What is needed is an exact copy of the lines from the one containing "Convert this screenshot" to the one containing "string; name: string;", both lines included, and no other lines.

Interface markup and scripts:
..........
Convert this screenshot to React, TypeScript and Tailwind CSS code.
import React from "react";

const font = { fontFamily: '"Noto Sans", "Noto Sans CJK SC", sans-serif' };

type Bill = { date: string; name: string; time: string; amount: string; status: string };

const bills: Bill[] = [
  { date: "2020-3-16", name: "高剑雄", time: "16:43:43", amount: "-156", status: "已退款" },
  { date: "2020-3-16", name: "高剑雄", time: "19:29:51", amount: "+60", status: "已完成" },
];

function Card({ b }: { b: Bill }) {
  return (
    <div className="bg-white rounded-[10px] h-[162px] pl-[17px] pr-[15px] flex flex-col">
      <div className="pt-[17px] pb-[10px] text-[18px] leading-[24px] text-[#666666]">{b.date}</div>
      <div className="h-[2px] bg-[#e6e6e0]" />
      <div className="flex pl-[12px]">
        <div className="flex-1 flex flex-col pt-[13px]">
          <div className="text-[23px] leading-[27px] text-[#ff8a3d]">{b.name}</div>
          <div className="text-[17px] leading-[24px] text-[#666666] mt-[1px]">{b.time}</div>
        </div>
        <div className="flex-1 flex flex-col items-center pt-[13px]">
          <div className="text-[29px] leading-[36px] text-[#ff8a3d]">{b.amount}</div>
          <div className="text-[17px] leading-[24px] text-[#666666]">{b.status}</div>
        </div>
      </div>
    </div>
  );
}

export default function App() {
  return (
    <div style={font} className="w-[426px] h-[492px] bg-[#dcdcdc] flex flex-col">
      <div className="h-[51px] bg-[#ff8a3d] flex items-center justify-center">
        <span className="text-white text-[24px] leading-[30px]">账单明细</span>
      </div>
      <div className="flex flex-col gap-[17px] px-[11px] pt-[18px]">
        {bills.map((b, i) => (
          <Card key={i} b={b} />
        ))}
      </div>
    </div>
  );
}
..........
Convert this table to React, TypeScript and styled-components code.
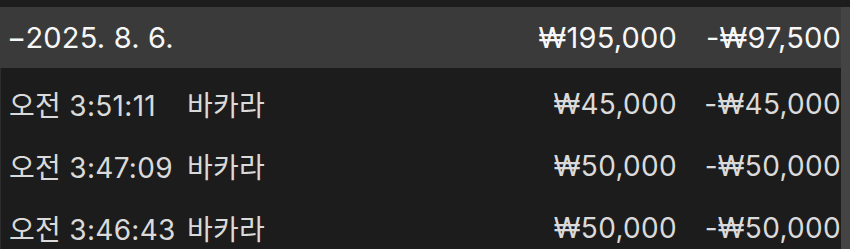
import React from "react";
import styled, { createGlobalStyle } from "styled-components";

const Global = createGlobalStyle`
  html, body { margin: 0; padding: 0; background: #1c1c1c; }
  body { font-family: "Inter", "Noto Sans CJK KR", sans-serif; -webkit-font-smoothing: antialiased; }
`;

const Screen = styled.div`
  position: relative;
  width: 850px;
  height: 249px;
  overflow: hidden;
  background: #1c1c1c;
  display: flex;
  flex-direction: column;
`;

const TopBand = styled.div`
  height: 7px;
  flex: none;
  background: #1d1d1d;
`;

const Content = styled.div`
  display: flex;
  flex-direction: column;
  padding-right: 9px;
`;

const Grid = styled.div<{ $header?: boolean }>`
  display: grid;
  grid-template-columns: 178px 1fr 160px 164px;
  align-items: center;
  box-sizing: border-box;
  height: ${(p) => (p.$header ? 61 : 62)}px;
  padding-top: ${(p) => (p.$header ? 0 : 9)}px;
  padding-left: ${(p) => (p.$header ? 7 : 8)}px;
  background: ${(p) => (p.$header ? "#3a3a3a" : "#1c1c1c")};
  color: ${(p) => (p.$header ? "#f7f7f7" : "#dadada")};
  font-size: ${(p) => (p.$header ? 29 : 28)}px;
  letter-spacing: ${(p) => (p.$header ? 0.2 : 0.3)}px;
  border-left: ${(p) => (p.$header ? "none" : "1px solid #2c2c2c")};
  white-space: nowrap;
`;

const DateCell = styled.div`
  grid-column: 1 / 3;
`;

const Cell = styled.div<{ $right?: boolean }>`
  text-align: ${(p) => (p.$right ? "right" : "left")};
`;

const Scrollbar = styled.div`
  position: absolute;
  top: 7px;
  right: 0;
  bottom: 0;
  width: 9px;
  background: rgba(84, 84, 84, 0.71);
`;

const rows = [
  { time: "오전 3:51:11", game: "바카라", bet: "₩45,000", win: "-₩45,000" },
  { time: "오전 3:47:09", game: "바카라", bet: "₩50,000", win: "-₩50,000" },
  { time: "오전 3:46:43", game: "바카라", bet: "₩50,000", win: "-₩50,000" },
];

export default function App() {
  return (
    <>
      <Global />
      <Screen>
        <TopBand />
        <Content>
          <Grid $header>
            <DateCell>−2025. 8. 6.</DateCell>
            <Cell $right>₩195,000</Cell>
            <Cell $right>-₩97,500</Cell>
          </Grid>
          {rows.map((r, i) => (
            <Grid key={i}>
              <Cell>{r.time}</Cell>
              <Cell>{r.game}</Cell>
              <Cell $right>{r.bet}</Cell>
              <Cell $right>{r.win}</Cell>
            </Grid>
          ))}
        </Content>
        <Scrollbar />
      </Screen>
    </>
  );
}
..........
* The result
Convert this screenshot to React, TypeScript and Tailwind CSS code.
import React from "react";

const font = { fontFamily: '"Noto Sans", "Noto Sans CJK SC", sans-serif' };

type Bill = { date: string; name: string; time: string; amount: string; status: string };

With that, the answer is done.